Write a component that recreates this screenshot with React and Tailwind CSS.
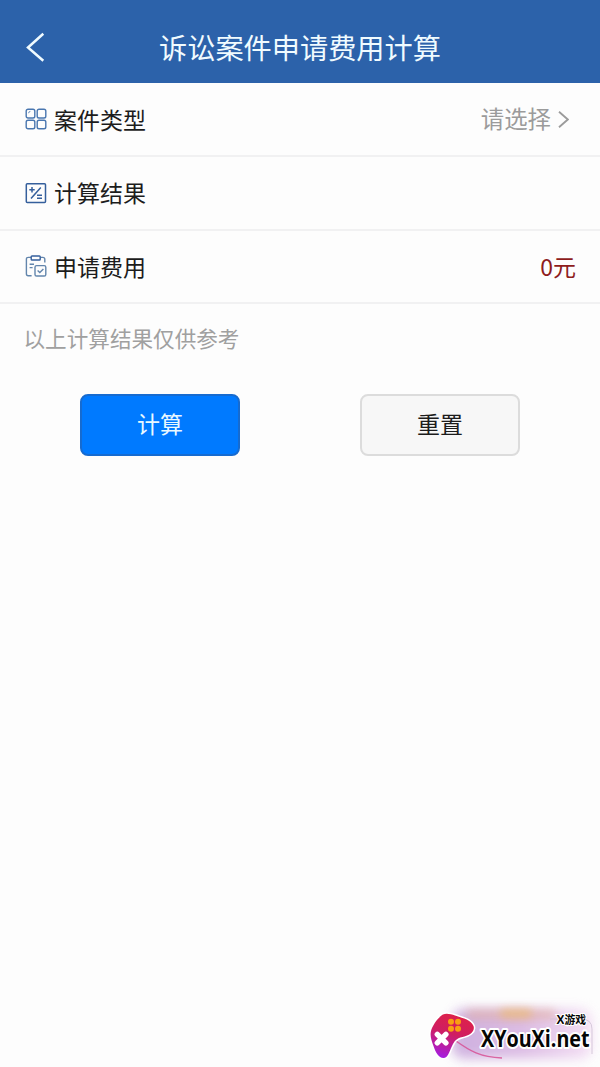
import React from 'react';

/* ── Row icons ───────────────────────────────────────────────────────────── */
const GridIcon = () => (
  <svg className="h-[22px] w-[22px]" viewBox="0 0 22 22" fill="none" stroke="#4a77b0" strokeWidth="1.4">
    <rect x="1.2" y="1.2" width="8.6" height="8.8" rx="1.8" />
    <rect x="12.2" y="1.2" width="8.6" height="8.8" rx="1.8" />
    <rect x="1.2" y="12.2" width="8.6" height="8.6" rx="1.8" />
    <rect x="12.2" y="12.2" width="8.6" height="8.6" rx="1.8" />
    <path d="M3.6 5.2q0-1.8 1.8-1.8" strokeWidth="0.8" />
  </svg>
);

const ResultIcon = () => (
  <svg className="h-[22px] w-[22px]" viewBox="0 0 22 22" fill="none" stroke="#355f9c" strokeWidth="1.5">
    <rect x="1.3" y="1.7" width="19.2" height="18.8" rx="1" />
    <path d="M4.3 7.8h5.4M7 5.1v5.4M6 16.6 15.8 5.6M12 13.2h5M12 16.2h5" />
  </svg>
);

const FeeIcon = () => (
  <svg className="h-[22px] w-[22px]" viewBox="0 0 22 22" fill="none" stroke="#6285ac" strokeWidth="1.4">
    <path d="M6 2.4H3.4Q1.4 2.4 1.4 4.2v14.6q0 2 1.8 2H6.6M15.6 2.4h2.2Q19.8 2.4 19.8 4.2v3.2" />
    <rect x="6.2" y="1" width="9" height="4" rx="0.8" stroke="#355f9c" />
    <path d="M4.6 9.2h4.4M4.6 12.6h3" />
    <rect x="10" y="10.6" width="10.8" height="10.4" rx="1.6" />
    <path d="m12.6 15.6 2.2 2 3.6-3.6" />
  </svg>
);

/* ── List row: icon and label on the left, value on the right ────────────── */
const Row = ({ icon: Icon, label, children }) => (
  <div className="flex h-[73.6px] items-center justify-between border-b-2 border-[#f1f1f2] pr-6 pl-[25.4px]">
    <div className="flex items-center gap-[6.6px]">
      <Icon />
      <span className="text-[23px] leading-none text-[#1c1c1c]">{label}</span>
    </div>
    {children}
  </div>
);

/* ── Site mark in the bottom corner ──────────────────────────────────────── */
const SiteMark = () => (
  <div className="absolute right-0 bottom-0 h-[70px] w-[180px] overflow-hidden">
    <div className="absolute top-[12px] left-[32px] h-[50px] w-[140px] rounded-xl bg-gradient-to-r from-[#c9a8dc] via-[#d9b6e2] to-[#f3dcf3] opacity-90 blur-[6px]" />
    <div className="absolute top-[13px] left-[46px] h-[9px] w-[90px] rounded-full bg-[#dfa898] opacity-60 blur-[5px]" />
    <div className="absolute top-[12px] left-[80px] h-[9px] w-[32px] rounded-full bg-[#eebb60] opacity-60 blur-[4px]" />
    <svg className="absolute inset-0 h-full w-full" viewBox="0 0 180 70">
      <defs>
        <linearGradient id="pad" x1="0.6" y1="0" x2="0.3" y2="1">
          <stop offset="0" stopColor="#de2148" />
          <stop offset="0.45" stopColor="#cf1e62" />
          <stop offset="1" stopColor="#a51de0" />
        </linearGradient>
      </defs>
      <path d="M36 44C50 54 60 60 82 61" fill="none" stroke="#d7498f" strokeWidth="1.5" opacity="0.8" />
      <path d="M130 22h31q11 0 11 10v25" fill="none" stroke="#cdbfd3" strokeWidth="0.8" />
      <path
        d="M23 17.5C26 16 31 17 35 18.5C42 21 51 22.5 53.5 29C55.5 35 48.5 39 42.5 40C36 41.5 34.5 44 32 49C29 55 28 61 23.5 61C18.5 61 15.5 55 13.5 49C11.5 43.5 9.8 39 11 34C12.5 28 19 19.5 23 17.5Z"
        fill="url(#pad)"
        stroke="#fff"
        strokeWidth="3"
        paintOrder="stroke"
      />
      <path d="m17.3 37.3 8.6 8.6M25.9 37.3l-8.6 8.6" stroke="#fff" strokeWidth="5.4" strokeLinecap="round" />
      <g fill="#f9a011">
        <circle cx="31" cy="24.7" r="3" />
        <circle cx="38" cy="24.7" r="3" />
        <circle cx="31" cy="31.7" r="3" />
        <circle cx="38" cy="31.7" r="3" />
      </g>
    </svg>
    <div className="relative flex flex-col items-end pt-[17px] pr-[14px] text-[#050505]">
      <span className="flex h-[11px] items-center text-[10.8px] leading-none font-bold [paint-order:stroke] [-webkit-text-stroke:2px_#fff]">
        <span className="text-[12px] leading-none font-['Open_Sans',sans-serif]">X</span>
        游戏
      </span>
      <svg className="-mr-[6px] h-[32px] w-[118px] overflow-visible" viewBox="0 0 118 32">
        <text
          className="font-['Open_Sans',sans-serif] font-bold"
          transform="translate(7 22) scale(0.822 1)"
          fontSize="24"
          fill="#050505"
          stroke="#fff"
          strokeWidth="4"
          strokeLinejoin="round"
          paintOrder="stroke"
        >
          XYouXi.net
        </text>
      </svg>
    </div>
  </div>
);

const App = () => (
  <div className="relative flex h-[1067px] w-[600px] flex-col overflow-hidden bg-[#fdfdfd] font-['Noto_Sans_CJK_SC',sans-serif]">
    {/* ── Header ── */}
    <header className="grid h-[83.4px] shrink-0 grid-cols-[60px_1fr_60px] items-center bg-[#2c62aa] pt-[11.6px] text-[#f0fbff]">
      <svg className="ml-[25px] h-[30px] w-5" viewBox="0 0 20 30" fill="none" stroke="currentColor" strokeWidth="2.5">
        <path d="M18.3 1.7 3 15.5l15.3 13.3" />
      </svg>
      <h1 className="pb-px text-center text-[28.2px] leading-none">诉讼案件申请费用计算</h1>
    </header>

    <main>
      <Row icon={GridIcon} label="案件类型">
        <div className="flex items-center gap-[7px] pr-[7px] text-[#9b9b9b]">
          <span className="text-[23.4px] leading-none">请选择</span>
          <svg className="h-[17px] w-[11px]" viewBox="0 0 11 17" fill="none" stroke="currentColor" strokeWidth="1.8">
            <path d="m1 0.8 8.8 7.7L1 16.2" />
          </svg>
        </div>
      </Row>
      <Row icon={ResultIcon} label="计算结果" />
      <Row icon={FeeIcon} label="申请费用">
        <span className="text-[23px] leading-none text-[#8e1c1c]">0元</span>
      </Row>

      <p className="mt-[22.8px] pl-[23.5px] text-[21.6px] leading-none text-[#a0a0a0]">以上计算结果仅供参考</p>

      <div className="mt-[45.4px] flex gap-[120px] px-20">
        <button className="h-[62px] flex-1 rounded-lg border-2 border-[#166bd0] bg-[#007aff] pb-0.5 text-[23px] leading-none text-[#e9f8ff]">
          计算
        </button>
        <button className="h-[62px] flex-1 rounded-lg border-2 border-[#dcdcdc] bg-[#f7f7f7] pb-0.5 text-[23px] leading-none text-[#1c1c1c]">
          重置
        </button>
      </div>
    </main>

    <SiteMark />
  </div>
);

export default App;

- - - - - - -

▸ **EXERCISE INSTRUCTIONS**
Transcribe each line above verbatim, with the pictures left out.

▸ **CORRECT OUTPUT**
Write a component that recreates this screenshot with React and Tailwind CSS.
import React from 'react';

/* ── Row icons ───────────────────────────────────────────────────────────── */
const GridIcon = () => (
  <svg className="h-[22px] w-[22px]" viewBox="0 0 22 22" fill="none" stroke="#4a77b0" strokeWidth="1.4">
    <rect x="1.2" y="1.2" width="8.6" height="8.8" rx="1.8" />
    <rect x="12.2" y="1.2" width="8.6" height="8.8" rx="1.8" />
    <rect x="1.2" y="12.2" width="8.6" height="8.6" rx="1.8" />
    <rect x="12.2" y="12.2" width="8.6" height="8.6" rx="1.8" />
    <path d="M3.6 5.2q0-1.8 1.8-1.8" strokeWidth="0.8" />
  </svg>
);

const ResultIcon = () => (
  <svg className="h-[22px] w-[22px]" viewBox="0 0 22 22" fill="none" stroke="#355f9c" strokeWidth="1.5">
    <rect x="1.3" y="1.7" width="19.2" height="18.8" rx="1" />
    <path d="M4.3 7.8h5.4M7 5.1v5.4M6 16.6 15.8 5.6M12 13.2h5M12 16.2h5" />
  </svg>
);

const FeeIcon = () => (
  <svg className="h-[22px] w-[22px]" viewBox="0 0 22 22" fill="none" stroke="#6285ac" strokeWidth="1.4">
    <path d="M6 2.4H3.4Q1.4 2.4 1.4 4.2v14.6q0 2 1.8 2H6.6M15.6 2.4h2.2Q19.8 2.4 19.8 4.2v3.2" />
    <rect x="6.2" y="1" width="9" height="4" rx="0.8" stroke="#355f9c" />
    <path d="M4.6 9.2h4.4M4.6 12.6h3" />
    <rect x="10" y="10.6" width="10.8" height="10.4" rx="1.6" />
    <path d="m12.6 15.6 2.2 2 3.6-3.6" />
  </svg>
);

/* ── List row: icon and label on the left, value on the right ────────────── */
const Row = ({ icon: Icon, label, children }) => (
  <div className="flex h-[73.6px] items-center justify-between border-b-2 border-[#f1f1f2] pr-6 pl-[25.4px]">
    <div className="flex items-center gap-[6.6px]">
      <Icon />
      <span className="text-[23px] leading-none text-[#1c1c1c]">{label}</span>
    </div>
    {children}
  </div>
);

/* ── Site mark in the bottom corner ──────────────────────────────────────── */
const SiteMark = () => (
  <div className="absolute right-0 bottom-0 h-[70px] w-[180px] overflow-hidden">
    <div className="absolute top-[12px] left-[32px] h-[50px] w-[140px] rounded-xl bg-gradient-to-r from-[#c9a8dc] via-[#d9b6e2] to-[#f3dcf3] opacity-90 blur-[6px]" />
    <div className="absolute top-[13px] left-[46px] h-[9px] w-[90px] rounded-full bg-[#dfa898] opacity-60 blur-[5px]" />
    <div className="absolute top-[12px] left-[80px] h-[9px] w-[32px] rounded-full bg-[#eebb60] opacity-60 blur-[4px]" />
    <svg className="absolute inset-0 h-full w-full" viewBox="0 0 180 70">
      <defs>
        <linearGradient id="pad" x1="0.6" y1="0" x2="0.3" y2="1">
          <stop offset="0" stopColor="#de2148" />
          <stop offset="0.45" stopColor="#cf1e62" />
          <stop offset="1" stopColor="#a51de0" />
        </linearGradient>
      </defs>
      <path d="M36 44C50 54 60 60 82 61" fill="none" stroke="#d7498f" strokeWidth="1.5" opacity="0.8" />
      <path d="M130 22h31q11 0 11 10v25" fill="none" stroke="#cdbfd3" strokeWidth="0.8" />
      <path
        d="M23 17.5C26 16 31 17 35 18.5C42 21 51 22.5 53.5 29C55.5 35 48.5 39 42.5 40C36 41.5 34.5 44 32 49C29 55 28 61 23.5 61C18.5 61 15.5 55 13.5 49C11.5 43.5 9.8 39 11 34C12.5 28 19 19.5 23 17.5Z"
        fill="url(#pad)"
        stroke="#fff"
        strokeWidth="3"
        paintOrder="stroke"
      />
      <path d="m17.3 37.3 8.6 8.6M25.9 37.3l-8.6 8.6" stroke="#fff" strokeWidth="5.4" strokeLinecap="round" />
      <g fill="#f9a011">
        <circle cx="31" cy="24.7" r="3" />
        <circle cx="38" cy="24.7" r="3" />
        <circle cx="31" cy="31.7" r="3" />
        <circle cx="38" cy="31.7" r="3" />
      </g>
    </svg>
    <div className="relative flex flex-col items-end pt-[17px] pr-[14px] text-[#050505]">
      <span className="flex h-[11px] items-center text-[10.8px] leading-none font-bold [paint-order:stroke] [-webkit-text-stroke:2px_#fff]">
        <span className="text-[12px] leading-none font-['Open_Sans',sans-serif]">X</span>
        游戏
      </span>
      <svg className="-mr-[6px] h-[32px] w-[118px] overflow-visible" viewBox="0 0 118 32">
        <text
          className="font-['Open_Sans',sans-serif] font-bold"
          transform="translate(7 22) scale(0.822 1)"
          fontSize="24"
          fill="#050505"
          stroke="#fff"
          strokeWidth="4"
          strokeLinejoin="round"
          paintOrder="stroke"
        >
          XYouXi.net
        </text>
      </svg>
    </div>
  </div>
);

const App = () => (
  <div className="relative flex h-[1067px] w-[600px] flex-col overflow-hidden bg-[#fdfdfd] font-['Noto_Sans_CJK_SC',sans-serif]">
    {/* ── Header ── */}
    <header className="grid h-[83.4px] shrink-0 grid-cols-[60px_1fr_60px] items-center bg-[#2c62aa] pt-[11.6px] text-[#f0fbff]">
      <svg className="ml-[25px] h-[30px] w-5" viewBox="0 0 20 30" fill="none" stroke="currentColor" strokeWidth="2.5">
        <path d="M18.3 1.7 3 15.5l15.3 13.3" />
      </svg>
      <h1 className="pb-px text-center text-[28.2px] leading-none">诉讼案件申请费用计算</h1>
    </header>

    <main>
      <Row icon={GridIcon} label="案件类型">
        <div className="flex items-center gap-[7px] pr-[7px] text-[#9b9b9b]">
          <span className="text-[23.4px] leading-none">请选择</span>
          <svg className="h-[17px] w-[11px]" viewBox="0 0 11 17" fill="none" stroke="currentColor" strokeWidth="1.8">
            <path d="m1 0.8 8.8 7.7L1 16.2" />
          </svg>
        </div>
      </Row>
      <Row icon={ResultIcon} label="计算结果" />
      <Row icon={FeeIcon} label="申请费用">
        <span className="text-[23px] leading-none text-[#8e1c1c]">0元</span>
      </Row>

      <p className="mt-[22.8px] pl-[23.5px] text-[21.6px] leading-none text-[#a0a0a0]">以上计算结果仅供参考</p>

      <div className="mt-[45.4px] flex gap-[120px] px-20">
        <button className="h-[62px] flex-1 rounded-lg border-2 border-[#166bd0] bg-[#007aff] pb-0.5 text-[23px] leading-none text-[#e9f8ff]">
          计算
        </button>
        <button className="h-[62px] flex-1 rounded-lg border-2 border-[#dcdcdc] bg-[#f7f7f7] pb-0.5 text-[23px] leading-none text-[#1c1c1c]">
          重置
        </button>
      </div>
    </main>

    <SiteMark />
  </div>
);

export default App;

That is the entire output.